* **Task goal**
In this exercise, return the whole listing exactly, excluding any images.
***** Provided records *****
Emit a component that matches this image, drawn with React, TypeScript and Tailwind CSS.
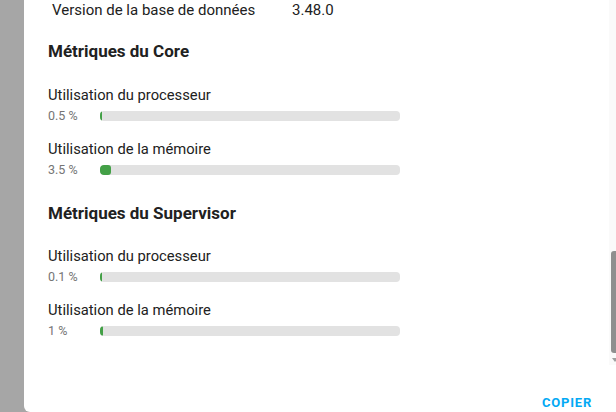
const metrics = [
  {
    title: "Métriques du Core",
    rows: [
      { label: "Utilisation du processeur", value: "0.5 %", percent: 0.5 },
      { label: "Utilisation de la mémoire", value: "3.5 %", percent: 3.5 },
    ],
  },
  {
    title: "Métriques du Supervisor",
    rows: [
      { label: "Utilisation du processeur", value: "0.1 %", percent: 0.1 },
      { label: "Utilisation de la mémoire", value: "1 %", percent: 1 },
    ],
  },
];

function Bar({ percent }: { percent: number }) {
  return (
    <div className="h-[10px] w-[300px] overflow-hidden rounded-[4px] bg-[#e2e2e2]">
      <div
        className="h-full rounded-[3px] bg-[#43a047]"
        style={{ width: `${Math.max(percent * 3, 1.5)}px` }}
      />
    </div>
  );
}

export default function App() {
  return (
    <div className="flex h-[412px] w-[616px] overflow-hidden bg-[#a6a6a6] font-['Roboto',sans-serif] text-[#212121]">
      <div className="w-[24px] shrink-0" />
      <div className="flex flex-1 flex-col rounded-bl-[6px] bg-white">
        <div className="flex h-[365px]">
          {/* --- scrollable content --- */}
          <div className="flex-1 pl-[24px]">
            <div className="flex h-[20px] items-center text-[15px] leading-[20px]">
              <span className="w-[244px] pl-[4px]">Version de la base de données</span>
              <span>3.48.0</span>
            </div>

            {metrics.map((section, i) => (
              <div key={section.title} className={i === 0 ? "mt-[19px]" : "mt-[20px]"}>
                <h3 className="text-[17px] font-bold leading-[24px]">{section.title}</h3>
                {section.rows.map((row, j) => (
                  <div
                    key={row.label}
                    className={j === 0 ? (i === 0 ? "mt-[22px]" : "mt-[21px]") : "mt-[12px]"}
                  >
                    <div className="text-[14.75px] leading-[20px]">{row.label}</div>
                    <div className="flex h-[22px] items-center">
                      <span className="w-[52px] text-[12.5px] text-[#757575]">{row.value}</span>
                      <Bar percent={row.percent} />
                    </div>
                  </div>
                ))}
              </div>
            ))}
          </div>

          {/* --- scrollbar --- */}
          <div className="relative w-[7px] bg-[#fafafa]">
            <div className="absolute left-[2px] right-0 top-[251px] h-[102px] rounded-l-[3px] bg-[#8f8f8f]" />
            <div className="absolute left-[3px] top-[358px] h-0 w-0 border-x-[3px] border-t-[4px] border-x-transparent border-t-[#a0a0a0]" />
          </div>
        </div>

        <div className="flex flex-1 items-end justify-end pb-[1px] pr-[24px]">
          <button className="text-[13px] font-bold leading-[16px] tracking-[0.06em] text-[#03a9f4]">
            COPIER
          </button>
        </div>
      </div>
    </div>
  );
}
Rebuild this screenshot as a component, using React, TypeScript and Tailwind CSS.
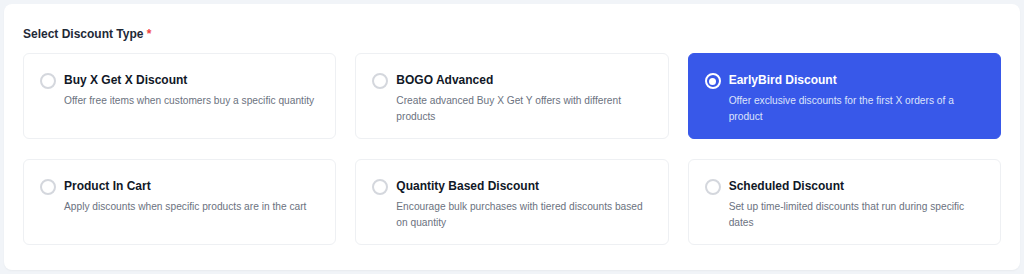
*****
* **Reply to the task**
Emit a component that matches this image, drawn with React, TypeScript and Tailwind CSS.
const metrics = [
  {
    title: "Métriques du Core",
    rows: [
      { label: "Utilisation du processeur", value: "0.5 %", percent: 0.5 },
      { label: "Utilisation de la mémoire", value: "3.5 %", percent: 3.5 },
    ],
  },
  {
    title: "Métriques du Supervisor",
    rows: [
      { label: "Utilisation du processeur", value: "0.1 %", percent: 0.1 },
      { label: "Utilisation de la mémoire", value: "1 %", percent: 1 },
    ],
  },
];

function Bar({ percent }: { percent: number }) {
  return (
    <div className="h-[10px] w-[300px] overflow-hidden rounded-[4px] bg-[#e2e2e2]">
      <div
        className="h-full rounded-[3px] bg-[#43a047]"
        style={{ width: `${Math.max(percent * 3, 1.5)}px` }}
      />
    </div>
  );
}

export default function App() {
  return (
    <div className="flex h-[412px] w-[616px] overflow-hidden bg-[#a6a6a6] font-['Roboto',sans-serif] text-[#212121]">
      <div className="w-[24px] shrink-0" />
      <div className="flex flex-1 flex-col rounded-bl-[6px] bg-white">
        <div className="flex h-[365px]">
          {/* --- scrollable content --- */}
          <div className="flex-1 pl-[24px]">
            <div className="flex h-[20px] items-center text-[15px] leading-[20px]">
              <span className="w-[244px] pl-[4px]">Version de la base de données</span>
              <span>3.48.0</span>
            </div>

            {metrics.map((section, i) => (
              <div key={section.title} className={i === 0 ? "mt-[19px]" : "mt-[20px]"}>
                <h3 className="text-[17px] font-bold leading-[24px]">{section.title}</h3>
                {section.rows.map((row, j) => (
                  <div
                    key={row.label}
                    className={j === 0 ? (i === 0 ? "mt-[22px]" : "mt-[21px]") : "mt-[12px]"}
                  >
                    <div className="text-[14.75px] leading-[20px]">{row.label}</div>
                    <div className="flex h-[22px] items-center">
                      <span className="w-[52px] text-[12.5px] text-[#757575]">{row.value}</span>
                      <Bar percent={row.percent} />
                    </div>
                  </div>
                ))}
              </div>
            ))}
          </div>

          {/* --- scrollbar --- */}
          <div className="relative w-[7px] bg-[#fafafa]">
            <div className="absolute left-[2px] right-0 top-[251px] h-[102px] rounded-l-[3px] bg-[#8f8f8f]" />
            <div className="absolute left-[3px] top-[358px] h-0 w-0 border-x-[3px] border-t-[4px] border-x-transparent border-t-[#a0a0a0]" />
          </div>
        </div>

        <div className="flex flex-1 items-end justify-end pb-[1px] pr-[24px]">
          <button className="text-[13px] font-bold leading-[16px] tracking-[0.06em] text-[#03a9f4]">
            COPIER
          </button>
        </div>
      </div>
    </div>
  );
}
Rebuild this screenshot as a component, using React, TypeScript and Tailwind CSS.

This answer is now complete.